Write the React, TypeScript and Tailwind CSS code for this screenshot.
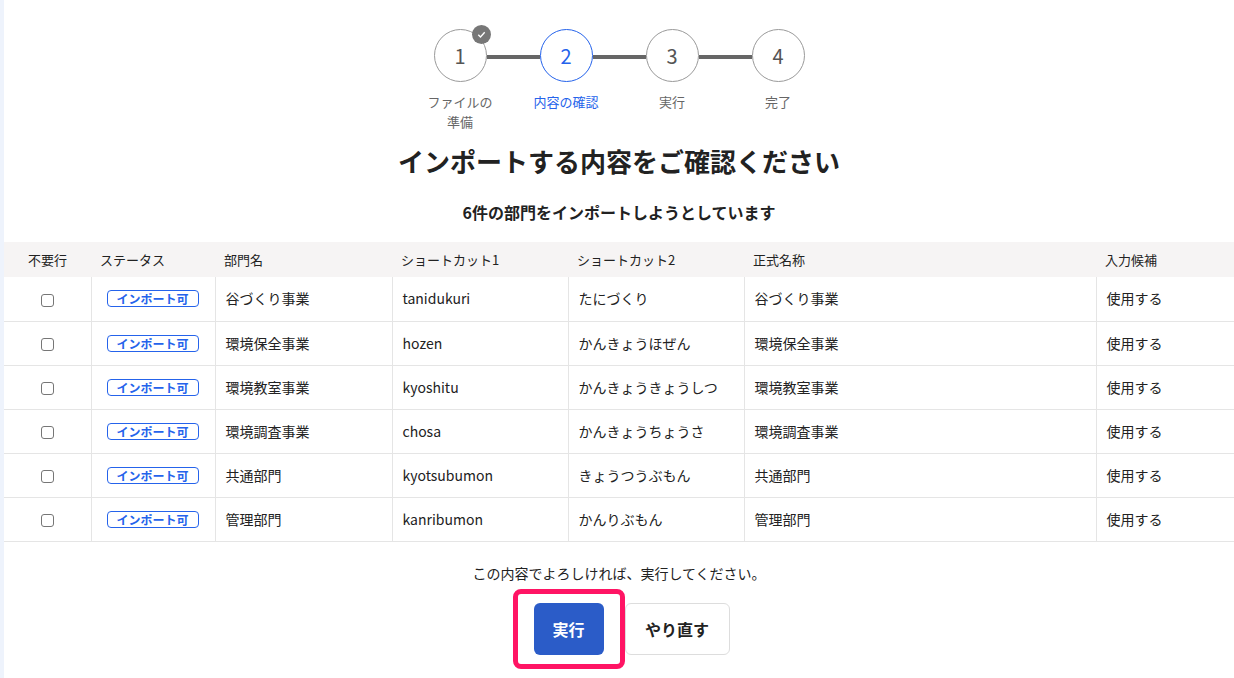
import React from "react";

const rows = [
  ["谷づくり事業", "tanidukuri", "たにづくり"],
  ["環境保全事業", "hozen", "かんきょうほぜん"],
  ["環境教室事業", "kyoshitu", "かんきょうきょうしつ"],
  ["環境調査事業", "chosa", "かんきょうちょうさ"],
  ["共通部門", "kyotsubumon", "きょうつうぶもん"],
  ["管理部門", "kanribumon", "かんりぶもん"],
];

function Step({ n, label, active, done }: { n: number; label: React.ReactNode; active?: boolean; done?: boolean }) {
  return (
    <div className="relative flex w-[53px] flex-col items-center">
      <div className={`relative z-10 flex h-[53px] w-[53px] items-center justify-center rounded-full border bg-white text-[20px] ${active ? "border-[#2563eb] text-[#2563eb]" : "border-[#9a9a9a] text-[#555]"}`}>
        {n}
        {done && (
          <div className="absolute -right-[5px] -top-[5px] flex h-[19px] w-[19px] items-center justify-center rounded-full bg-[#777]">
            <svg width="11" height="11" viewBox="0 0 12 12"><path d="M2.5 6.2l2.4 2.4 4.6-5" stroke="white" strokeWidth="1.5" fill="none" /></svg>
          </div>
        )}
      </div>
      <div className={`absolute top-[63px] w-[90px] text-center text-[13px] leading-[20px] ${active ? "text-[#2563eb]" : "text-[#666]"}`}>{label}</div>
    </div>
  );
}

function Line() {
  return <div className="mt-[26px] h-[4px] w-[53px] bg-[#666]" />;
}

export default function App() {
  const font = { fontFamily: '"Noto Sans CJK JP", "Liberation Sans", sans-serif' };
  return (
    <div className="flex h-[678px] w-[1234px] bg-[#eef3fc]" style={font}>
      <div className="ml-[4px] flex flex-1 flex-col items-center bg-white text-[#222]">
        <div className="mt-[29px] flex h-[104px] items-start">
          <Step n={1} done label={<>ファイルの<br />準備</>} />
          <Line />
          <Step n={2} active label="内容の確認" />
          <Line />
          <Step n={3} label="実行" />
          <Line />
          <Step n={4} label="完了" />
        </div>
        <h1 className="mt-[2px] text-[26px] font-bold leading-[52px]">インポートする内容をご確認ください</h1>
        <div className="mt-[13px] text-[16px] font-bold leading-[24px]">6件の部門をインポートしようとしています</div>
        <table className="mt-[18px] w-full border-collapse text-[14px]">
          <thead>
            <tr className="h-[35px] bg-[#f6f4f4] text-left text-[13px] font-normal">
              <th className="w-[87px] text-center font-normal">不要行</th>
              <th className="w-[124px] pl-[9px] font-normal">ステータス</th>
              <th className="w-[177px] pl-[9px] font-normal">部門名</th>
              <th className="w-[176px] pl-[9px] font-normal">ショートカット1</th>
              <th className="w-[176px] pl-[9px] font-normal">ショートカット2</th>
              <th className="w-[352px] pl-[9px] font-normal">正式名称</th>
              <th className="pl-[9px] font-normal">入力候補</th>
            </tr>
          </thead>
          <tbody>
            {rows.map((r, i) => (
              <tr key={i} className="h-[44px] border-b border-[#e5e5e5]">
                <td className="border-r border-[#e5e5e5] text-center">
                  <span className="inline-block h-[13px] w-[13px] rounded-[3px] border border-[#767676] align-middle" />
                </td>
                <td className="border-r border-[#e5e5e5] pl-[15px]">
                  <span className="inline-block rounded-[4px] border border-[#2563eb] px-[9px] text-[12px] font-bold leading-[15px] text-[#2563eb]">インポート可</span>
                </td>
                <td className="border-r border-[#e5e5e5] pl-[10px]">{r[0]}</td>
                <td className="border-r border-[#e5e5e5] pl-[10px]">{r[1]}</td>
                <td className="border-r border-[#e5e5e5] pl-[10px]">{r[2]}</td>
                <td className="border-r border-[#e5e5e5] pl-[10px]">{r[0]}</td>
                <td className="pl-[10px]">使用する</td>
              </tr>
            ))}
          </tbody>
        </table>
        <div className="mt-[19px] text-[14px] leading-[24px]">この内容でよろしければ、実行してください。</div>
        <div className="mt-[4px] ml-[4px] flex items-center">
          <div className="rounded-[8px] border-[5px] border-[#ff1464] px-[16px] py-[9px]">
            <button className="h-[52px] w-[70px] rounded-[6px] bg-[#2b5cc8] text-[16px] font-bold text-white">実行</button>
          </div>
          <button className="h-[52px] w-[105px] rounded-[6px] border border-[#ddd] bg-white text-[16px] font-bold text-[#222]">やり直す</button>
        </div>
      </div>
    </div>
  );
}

→ WHAT TO PRODUCE
Each line of the data is to be duplicated exactly; pictures stay out of the copy.

→ THE OUTPUT
Write the React, TypeScript and Tailwind CSS code for this screenshot.
import React from "react";

const rows = [
  ["谷づくり事業", "tanidukuri", "たにづくり"],
  ["環境保全事業", "hozen", "かんきょうほぜん"],
  ["環境教室事業", "kyoshitu", "かんきょうきょうしつ"],
  ["環境調査事業", "chosa", "かんきょうちょうさ"],
  ["共通部門", "kyotsubumon", "きょうつうぶもん"],
  ["管理部門", "kanribumon", "かんりぶもん"],
];

function Step({ n, label, active, done }: { n: number; label: React.ReactNode; active?: boolean; done?: boolean }) {
  return (
    <div className="relative flex w-[53px] flex-col items-center">
      <div className={`relative z-10 flex h-[53px] w-[53px] items-center justify-center rounded-full border bg-white text-[20px] ${active ? "border-[#2563eb] text-[#2563eb]" : "border-[#9a9a9a] text-[#555]"}`}>
        {n}
        {done && (
          <div className="absolute -right-[5px] -top-[5px] flex h-[19px] w-[19px] items-center justify-center rounded-full bg-[#777]">
            <svg width="11" height="11" viewBox="0 0 12 12"><path d="M2.5 6.2l2.4 2.4 4.6-5" stroke="white" strokeWidth="1.5" fill="none" /></svg>
          </div>
        )}
      </div>
      <div className={`absolute top-[63px] w-[90px] text-center text-[13px] leading-[20px] ${active ? "text-[#2563eb]" : "text-[#666]"}`}>{label}</div>
    </div>
  );
}

function Line() {
  return <div className="mt-[26px] h-[4px] w-[53px] bg-[#666]" />;
}

export default function App() {
  const font = { fontFamily: '"Noto Sans CJK JP", "Liberation Sans", sans-serif' };
  return (
    <div className="flex h-[678px] w-[1234px] bg-[#eef3fc]" style={font}>
      <div className="ml-[4px] flex flex-1 flex-col items-center bg-white text-[#222]">
        <div className="mt-[29px] flex h-[104px] items-start">
          <Step n={1} done label={<>ファイルの<br />準備</>} />
          <Line />
          <Step n={2} active label="内容の確認" />
          <Line />
          <Step n={3} label="実行" />
          <Line />
          <Step n={4} label="完了" />
        </div>
        <h1 className="mt-[2px] text-[26px] font-bold leading-[52px]">インポートする内容をご確認ください</h1>
        <div className="mt-[13px] text-[16px] font-bold leading-[24px]">6件の部門をインポートしようとしています</div>
        <table className="mt-[18px] w-full border-collapse text-[14px]">
          <thead>
            <tr className="h-[35px] bg-[#f6f4f4] text-left text-[13px] font-normal">
              <th className="w-[87px] text-center font-normal">不要行</th>
              <th className="w-[124px] pl-[9px] font-normal">ステータス</th>
              <th className="w-[177px] pl-[9px] font-normal">部門名</th>
              <th className="w-[176px] pl-[9px] font-normal">ショートカット1</th>
              <th className="w-[176px] pl-[9px] font-normal">ショートカット2</th>
              <th className="w-[352px] pl-[9px] font-normal">正式名称</th>
              <th className="pl-[9px] font-normal">入力候補</th>
            </tr>
          </thead>
          <tbody>
            {rows.map((r, i) => (
              <tr key={i} className="h-[44px] border-b border-[#e5e5e5]">
                <td className="border-r border-[#e5e5e5] text-center">
                  <span className="inline-block h-[13px] w-[13px] rounded-[3px] border border-[#767676] align-middle" />
                </td>
                <td className="border-r border-[#e5e5e5] pl-[15px]">
                  <span className="inline-block rounded-[4px] border border-[#2563eb] px-[9px] text-[12px] font-bold leading-[15px] text-[#2563eb]">インポート可</span>
                </td>
                <td className="border-r border-[#e5e5e5] pl-[10px]">{r[0]}</td>
                <td className="border-r border-[#e5e5e5] pl-[10px]">{r[1]}</td>
                <td className="border-r border-[#e5e5e5] pl-[10px]">{r[2]}</td>
                <td className="border-r border-[#e5e5e5] pl-[10px]">{r[0]}</td>
                <td className="pl-[10px]">使用する</td>
              </tr>
            ))}
          </tbody>
        </table>
        <div className="mt-[19px] text-[14px] leading-[24px]">この内容でよろしければ、実行してください。</div>
        <div className="mt-[4px] ml-[4px] flex items-center">
          <div className="rounded-[8px] border-[5px] border-[#ff1464] px-[16px] py-[9px]">
            <button className="h-[52px] w-[70px] rounded-[6px] bg-[#2b5cc8] text-[16px] font-bold text-white">実行</button>
          </div>
          <button className="h-[52px] w-[105px] rounded-[6px] border border-[#ddd] bg-white text-[16px] font-bold text-[#222]">やり直す</button>
        </div>
      </div>
    </div>
  );
}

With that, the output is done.